→ **Directive**:
Which lines contain the word "components"? Return each of them as written.

+---+

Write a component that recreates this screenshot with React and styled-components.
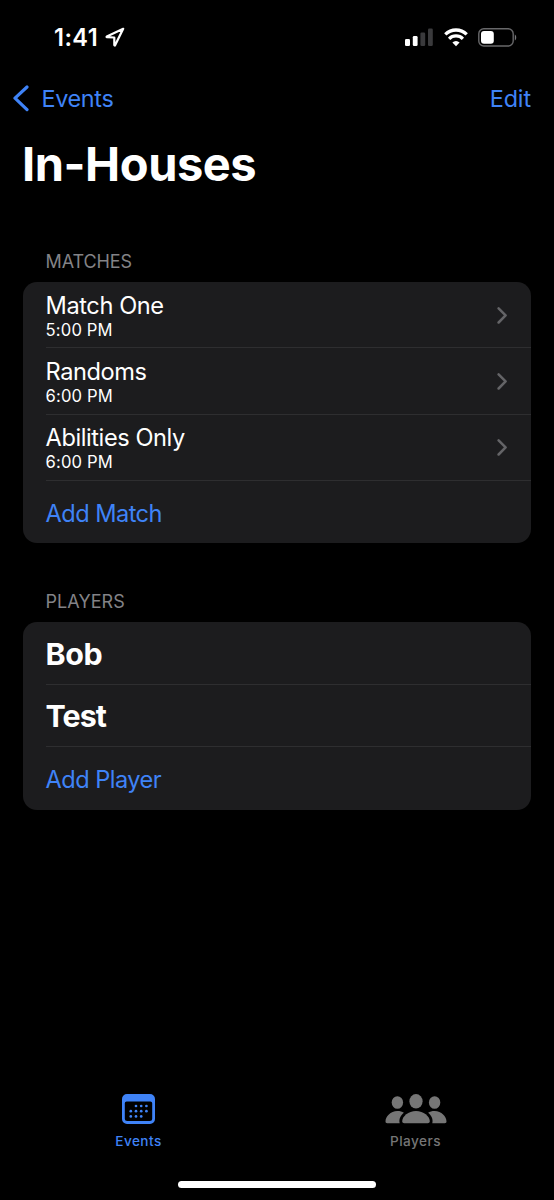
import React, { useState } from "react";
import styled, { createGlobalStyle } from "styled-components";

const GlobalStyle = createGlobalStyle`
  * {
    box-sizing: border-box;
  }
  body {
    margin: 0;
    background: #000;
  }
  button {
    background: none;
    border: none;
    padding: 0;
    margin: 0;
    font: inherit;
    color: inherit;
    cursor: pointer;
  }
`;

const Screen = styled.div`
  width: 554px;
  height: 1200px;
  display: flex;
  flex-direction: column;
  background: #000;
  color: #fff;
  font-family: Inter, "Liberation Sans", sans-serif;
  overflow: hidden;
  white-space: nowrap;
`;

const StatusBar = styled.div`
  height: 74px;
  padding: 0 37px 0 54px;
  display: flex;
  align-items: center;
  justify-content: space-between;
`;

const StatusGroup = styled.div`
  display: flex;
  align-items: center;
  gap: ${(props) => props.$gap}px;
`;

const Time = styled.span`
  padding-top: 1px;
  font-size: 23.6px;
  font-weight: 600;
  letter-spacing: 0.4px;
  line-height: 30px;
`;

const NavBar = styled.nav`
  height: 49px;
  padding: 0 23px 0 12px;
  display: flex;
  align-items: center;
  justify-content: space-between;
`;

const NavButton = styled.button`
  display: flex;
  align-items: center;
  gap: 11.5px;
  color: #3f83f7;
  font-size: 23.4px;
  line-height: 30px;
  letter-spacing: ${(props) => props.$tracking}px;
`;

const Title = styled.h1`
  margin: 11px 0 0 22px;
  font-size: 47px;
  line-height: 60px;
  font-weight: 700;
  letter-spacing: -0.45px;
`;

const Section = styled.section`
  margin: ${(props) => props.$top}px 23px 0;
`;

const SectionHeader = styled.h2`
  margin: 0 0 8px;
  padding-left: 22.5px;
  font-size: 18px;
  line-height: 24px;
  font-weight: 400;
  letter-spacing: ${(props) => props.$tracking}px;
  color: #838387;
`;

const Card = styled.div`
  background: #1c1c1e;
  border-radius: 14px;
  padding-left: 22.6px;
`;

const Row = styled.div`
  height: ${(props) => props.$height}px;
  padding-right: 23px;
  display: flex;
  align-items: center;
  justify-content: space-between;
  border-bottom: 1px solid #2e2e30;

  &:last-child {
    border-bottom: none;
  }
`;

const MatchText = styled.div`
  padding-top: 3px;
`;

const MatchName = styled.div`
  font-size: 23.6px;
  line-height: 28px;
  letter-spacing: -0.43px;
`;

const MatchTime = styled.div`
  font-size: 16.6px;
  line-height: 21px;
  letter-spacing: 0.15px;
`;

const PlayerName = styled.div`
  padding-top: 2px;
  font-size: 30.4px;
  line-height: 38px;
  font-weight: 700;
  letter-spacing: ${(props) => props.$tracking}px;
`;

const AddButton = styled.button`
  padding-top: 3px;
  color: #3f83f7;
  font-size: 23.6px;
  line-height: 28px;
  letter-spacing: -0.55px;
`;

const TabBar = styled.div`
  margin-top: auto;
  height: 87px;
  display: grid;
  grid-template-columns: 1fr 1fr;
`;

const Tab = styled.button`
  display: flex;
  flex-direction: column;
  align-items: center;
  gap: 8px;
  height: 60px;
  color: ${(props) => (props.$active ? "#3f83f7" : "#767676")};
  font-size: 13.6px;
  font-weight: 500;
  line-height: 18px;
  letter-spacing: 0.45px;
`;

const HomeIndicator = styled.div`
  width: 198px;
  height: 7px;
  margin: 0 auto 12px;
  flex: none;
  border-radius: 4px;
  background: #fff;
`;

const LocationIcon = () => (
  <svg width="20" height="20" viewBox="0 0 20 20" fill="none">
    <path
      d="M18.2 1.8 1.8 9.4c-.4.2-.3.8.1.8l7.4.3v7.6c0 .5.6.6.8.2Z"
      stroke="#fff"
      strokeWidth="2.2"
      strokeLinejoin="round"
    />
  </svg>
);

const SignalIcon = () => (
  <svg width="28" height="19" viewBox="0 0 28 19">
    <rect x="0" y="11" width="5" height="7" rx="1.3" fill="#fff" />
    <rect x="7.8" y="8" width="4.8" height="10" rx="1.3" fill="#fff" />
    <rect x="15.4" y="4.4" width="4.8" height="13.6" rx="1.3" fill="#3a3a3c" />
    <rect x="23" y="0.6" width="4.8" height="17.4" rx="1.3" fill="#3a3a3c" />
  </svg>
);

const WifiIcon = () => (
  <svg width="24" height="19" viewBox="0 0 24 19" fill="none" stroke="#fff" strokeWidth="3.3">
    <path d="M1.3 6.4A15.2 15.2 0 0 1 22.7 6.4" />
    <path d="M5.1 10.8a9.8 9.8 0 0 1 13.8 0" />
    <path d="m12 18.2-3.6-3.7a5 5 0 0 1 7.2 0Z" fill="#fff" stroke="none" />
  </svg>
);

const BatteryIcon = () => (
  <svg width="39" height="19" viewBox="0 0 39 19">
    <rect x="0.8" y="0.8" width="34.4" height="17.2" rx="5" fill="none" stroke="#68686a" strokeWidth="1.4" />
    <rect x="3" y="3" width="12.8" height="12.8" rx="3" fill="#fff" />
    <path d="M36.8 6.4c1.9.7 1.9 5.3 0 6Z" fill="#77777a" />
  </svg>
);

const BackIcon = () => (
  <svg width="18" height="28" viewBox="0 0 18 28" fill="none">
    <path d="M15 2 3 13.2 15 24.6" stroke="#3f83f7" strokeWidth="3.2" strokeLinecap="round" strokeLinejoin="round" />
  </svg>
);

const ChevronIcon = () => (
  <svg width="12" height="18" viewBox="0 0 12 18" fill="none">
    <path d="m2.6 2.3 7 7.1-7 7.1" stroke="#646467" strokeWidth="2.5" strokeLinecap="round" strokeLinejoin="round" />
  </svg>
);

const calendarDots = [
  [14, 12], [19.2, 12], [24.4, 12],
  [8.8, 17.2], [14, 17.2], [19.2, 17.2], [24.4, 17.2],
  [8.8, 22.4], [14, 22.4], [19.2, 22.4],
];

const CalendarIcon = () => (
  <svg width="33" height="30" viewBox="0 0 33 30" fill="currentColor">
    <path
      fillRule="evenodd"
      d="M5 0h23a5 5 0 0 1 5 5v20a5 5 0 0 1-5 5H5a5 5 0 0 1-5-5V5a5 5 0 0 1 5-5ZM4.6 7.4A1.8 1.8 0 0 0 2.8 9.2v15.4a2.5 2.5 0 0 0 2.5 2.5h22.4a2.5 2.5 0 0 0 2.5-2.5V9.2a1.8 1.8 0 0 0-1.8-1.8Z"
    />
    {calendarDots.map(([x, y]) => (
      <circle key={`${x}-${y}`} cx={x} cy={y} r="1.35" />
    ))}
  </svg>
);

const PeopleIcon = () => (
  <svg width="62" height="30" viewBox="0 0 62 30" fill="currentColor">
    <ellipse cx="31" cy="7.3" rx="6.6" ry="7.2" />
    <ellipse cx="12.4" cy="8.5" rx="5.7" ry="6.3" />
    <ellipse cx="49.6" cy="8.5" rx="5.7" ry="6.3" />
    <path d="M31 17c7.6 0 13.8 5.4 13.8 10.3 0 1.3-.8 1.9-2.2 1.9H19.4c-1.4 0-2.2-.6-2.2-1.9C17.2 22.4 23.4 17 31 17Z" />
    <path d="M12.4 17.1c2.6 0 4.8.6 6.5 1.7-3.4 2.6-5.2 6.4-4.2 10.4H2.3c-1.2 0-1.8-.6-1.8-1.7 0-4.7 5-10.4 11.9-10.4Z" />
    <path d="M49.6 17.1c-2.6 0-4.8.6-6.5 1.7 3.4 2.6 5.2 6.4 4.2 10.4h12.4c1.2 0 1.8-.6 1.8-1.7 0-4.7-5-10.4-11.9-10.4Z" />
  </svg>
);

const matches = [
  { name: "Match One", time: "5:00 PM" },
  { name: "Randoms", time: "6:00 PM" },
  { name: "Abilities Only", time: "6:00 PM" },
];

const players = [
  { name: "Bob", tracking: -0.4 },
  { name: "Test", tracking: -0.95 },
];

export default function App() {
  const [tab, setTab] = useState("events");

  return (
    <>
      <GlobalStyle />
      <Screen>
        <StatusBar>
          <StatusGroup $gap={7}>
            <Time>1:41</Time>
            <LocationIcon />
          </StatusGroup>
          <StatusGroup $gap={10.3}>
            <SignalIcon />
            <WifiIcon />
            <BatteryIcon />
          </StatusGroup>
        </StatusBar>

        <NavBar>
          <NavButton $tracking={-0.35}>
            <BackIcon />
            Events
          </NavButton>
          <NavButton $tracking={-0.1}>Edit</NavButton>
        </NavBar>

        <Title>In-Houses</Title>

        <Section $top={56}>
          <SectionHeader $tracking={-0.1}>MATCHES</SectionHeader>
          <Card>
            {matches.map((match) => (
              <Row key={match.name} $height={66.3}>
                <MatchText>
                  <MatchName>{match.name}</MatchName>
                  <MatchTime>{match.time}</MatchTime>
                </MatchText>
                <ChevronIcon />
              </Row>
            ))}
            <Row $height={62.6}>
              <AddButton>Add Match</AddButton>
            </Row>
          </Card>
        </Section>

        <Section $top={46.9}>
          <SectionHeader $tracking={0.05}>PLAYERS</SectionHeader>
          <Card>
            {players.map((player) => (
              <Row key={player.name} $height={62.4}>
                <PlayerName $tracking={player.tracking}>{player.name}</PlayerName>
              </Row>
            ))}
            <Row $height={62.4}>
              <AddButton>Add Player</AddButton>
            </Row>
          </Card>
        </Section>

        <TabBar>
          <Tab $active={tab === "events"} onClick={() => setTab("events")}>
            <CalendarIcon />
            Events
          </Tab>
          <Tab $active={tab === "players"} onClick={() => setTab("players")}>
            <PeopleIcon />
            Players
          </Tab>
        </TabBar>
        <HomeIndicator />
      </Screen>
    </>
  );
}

+---+

→ **Solution for this problem**:
Write a component that recreates this screenshot with React and styled-components.
import styled, { createGlobalStyle } from "styled-components";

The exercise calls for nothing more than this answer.